Bradley back in lineup, upbeat despite struggles
BALTIMORE -- You'd never know after talking to Jackie Bradley Jr. that he is hitting .203.
After receiving back-to-back days off by manager John Farrell so he could try to regroup offensively, the Red Sox center fielder seemed eager to get a chance to start proving himself again Wednesday against Orioles leftyWei-Yin Chen.
"I feel great," said Bradley. "The body feels great and we'll see. We'll let the play on the field take care of itself. I don't want to say this and that just because talk is cheap. We want to see some action."
Bradley has created plenty of action in center, making all the routine plays and quite a few spectacular ones. But his bat remains a work in progress.
Though Farrell was perhaps trying to take some pressure off Bradley by allowing him to sit for a couple of days, the center fielder seemed to be holding up just fine.
"It is what the lineup is," Bradley said. "Obviously everybody wants to be in there every single day, especially if your body permits it. if you're healthy, you want to play. You want guys who want to play every single day. That's how you get the best out of everybody. I guess it can be used however you want to take it. I definitely came back in here every day just working like if I was in the lineup. I think that's how you have to approach it."
Even if Bradley said he didn't need the time off, Farrell hopes it helps him.
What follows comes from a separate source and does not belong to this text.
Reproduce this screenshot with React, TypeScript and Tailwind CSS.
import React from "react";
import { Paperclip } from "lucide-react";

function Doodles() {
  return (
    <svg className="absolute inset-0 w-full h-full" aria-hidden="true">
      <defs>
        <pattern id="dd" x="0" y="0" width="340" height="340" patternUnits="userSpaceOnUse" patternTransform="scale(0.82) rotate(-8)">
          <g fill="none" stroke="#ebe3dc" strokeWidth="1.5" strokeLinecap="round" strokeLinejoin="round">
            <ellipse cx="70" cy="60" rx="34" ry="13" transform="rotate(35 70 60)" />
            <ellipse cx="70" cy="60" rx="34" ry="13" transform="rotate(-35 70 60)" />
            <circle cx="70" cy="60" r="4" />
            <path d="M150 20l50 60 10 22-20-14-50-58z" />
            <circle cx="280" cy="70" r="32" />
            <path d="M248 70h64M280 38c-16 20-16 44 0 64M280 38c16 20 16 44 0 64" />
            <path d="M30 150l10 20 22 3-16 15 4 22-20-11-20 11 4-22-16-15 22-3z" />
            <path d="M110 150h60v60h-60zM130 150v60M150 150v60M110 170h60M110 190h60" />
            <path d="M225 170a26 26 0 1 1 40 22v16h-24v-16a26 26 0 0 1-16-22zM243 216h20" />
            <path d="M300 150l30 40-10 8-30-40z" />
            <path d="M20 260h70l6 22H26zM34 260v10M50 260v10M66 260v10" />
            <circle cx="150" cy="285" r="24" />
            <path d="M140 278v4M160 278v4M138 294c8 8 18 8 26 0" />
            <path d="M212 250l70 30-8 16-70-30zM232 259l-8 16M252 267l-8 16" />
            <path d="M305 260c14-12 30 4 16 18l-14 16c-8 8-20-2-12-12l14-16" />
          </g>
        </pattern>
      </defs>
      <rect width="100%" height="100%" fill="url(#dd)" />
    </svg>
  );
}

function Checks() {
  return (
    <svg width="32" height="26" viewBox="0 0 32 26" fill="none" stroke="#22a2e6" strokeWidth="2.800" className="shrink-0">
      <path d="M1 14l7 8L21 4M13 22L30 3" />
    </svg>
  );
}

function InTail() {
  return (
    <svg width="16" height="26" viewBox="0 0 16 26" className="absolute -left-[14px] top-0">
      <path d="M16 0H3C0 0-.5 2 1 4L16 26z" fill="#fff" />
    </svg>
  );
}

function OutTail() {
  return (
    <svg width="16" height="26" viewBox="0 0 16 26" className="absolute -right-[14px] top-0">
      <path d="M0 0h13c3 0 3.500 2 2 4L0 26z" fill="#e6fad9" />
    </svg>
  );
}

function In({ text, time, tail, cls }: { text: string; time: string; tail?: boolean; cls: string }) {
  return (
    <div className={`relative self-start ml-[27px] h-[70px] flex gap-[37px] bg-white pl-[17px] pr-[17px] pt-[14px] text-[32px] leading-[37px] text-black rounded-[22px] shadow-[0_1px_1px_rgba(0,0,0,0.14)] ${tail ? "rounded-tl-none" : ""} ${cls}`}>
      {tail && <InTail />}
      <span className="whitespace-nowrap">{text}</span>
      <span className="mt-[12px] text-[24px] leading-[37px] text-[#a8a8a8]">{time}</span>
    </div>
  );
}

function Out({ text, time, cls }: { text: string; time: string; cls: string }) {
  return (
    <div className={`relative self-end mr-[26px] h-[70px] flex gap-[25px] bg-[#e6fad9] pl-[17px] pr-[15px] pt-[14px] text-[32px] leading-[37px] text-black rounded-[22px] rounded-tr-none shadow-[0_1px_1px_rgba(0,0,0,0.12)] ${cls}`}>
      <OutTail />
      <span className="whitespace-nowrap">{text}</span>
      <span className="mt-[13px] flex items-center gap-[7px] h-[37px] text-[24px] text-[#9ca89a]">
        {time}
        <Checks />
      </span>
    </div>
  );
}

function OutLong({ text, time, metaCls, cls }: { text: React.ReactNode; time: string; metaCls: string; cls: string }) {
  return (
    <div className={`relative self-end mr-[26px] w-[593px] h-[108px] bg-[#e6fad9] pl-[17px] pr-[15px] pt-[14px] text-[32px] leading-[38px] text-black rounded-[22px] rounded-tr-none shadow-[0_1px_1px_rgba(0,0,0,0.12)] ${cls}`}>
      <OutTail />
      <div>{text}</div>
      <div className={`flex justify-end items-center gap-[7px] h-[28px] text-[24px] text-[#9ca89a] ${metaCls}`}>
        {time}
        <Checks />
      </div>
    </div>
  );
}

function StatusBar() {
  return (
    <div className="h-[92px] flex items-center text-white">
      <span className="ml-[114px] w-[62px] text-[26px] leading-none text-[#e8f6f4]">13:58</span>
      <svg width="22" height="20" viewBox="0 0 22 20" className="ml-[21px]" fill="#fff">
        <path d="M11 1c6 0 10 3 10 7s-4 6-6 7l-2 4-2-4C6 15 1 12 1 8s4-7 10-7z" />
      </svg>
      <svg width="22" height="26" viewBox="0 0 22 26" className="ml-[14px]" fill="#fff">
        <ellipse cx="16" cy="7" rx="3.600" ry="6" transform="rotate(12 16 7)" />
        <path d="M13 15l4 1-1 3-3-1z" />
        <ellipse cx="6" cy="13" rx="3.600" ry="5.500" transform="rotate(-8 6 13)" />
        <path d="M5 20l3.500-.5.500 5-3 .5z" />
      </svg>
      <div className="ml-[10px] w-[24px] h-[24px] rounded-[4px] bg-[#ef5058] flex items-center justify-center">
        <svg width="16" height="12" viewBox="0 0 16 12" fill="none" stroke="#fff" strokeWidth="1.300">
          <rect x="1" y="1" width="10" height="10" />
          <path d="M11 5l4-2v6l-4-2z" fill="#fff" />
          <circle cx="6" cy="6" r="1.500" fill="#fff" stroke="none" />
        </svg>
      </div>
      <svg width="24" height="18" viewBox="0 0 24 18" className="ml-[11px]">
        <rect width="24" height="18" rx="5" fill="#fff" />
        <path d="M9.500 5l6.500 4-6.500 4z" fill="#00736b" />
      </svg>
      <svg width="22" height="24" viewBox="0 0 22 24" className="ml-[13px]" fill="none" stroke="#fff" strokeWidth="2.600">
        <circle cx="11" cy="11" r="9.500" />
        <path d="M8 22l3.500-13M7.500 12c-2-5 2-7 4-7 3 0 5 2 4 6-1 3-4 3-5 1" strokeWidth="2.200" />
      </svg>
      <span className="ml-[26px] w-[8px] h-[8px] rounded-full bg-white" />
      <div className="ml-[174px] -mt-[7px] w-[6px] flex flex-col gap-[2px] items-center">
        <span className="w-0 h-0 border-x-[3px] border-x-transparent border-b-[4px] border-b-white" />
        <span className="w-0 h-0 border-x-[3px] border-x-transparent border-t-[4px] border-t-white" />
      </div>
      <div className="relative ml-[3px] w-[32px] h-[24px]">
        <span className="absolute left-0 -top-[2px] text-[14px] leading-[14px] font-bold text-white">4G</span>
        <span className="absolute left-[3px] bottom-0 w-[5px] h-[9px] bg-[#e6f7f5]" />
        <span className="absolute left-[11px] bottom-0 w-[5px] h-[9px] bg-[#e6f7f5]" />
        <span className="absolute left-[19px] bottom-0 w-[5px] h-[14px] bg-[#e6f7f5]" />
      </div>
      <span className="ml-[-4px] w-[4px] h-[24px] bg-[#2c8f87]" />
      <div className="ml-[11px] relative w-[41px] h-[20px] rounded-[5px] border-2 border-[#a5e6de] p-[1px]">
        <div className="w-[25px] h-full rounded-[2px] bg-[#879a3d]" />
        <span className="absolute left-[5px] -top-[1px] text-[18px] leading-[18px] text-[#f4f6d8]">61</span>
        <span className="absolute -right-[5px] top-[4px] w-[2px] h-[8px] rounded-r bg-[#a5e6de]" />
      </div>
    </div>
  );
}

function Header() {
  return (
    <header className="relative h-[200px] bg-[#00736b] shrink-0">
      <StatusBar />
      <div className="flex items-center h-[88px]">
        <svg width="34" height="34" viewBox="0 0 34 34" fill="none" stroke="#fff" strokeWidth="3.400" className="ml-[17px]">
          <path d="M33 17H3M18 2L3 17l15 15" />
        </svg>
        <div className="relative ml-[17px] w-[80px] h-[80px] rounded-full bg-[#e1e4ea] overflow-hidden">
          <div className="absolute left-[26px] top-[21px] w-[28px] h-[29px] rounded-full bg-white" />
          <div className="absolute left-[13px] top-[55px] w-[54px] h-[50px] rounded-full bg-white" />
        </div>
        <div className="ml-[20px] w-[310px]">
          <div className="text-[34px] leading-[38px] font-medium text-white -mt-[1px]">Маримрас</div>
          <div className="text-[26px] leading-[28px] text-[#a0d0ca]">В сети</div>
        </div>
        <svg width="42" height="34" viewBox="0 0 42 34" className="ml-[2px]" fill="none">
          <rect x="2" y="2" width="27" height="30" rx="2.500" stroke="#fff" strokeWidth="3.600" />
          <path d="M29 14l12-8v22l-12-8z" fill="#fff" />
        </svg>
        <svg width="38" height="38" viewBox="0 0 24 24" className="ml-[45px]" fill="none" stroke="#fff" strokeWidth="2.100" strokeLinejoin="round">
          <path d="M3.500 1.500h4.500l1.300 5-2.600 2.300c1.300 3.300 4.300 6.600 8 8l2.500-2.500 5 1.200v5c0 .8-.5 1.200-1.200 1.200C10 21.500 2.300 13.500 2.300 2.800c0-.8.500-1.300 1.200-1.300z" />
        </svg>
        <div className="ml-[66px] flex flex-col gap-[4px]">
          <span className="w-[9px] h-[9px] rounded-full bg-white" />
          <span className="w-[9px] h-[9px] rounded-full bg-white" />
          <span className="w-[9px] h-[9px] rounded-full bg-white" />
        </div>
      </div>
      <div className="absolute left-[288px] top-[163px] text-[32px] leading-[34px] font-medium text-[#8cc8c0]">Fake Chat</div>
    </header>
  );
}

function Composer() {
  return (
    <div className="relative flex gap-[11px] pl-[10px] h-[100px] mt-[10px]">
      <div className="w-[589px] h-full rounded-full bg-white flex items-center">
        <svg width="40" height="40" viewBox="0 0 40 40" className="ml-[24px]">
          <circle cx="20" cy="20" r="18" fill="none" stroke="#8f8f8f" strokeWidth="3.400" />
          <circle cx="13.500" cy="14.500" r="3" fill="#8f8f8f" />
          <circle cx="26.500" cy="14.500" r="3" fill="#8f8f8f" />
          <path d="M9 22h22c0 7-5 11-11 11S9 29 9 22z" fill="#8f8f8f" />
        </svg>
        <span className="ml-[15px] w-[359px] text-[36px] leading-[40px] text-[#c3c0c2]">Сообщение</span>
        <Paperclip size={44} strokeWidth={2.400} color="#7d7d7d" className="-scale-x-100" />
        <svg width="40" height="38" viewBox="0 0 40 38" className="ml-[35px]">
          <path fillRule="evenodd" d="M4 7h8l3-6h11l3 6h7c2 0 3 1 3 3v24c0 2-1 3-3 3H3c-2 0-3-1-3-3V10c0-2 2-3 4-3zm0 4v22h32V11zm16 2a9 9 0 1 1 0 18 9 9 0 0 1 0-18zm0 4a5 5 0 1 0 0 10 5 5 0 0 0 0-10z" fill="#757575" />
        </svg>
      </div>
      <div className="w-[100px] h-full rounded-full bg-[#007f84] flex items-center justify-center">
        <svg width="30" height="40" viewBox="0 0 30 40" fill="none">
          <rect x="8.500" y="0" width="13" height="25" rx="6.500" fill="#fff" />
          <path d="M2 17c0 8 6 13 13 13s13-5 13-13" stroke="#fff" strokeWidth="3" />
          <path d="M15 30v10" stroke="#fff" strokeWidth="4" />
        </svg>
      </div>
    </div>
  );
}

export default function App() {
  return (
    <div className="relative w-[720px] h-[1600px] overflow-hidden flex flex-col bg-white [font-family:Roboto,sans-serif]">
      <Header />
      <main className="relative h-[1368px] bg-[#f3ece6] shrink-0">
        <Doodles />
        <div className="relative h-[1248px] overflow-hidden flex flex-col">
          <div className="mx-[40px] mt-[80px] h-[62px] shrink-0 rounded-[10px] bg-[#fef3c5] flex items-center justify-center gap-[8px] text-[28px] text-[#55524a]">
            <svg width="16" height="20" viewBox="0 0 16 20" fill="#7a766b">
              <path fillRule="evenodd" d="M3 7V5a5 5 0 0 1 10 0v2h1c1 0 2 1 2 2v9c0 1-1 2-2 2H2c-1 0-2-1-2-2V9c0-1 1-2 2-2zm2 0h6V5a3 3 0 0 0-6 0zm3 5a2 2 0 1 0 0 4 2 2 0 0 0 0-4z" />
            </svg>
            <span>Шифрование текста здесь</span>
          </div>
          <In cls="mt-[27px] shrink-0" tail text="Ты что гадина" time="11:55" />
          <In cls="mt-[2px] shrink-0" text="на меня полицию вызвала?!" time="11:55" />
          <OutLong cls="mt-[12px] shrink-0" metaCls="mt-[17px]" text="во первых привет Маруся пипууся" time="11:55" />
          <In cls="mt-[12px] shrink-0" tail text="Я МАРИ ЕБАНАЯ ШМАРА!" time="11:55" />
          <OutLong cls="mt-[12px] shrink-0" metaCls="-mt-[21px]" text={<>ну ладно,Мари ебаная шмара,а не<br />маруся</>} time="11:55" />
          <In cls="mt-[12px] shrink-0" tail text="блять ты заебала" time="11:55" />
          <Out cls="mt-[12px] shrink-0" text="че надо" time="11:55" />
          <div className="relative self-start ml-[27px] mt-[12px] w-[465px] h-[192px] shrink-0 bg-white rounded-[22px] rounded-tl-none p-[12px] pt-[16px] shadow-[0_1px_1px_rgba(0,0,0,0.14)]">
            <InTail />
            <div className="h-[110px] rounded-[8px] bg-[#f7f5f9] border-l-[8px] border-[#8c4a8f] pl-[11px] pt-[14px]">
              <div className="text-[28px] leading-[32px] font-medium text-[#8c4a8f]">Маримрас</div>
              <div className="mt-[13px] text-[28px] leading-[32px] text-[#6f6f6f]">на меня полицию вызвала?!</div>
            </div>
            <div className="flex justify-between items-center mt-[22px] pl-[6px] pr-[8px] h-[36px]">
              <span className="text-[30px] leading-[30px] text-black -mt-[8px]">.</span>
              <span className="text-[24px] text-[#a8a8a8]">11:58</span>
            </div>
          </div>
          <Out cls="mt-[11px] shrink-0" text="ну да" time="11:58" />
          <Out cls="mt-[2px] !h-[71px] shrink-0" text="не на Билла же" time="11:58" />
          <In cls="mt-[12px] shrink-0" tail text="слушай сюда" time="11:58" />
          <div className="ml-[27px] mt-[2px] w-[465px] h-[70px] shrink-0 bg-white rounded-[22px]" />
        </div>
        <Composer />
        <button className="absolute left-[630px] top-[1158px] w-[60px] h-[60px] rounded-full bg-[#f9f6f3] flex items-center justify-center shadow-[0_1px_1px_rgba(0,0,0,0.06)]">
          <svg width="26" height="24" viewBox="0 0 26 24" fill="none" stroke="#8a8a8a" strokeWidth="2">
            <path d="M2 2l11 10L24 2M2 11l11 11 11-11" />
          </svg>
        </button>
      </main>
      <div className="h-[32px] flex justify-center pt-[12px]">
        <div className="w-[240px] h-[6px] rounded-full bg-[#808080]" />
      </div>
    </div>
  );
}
"Well, with Jackie or other players who have had some challenging moments, you give them a chance to kind of clear their head, give them a chance to reinforce the things he's been working on with [hitting coaches Victor Rodriguez and Greg Colbrunn]," Farrell said. "And that's to be a little bit short on the ball and more than anything, control his effort level that can lead to some inconsistent hitting mechanics. That's what we intended."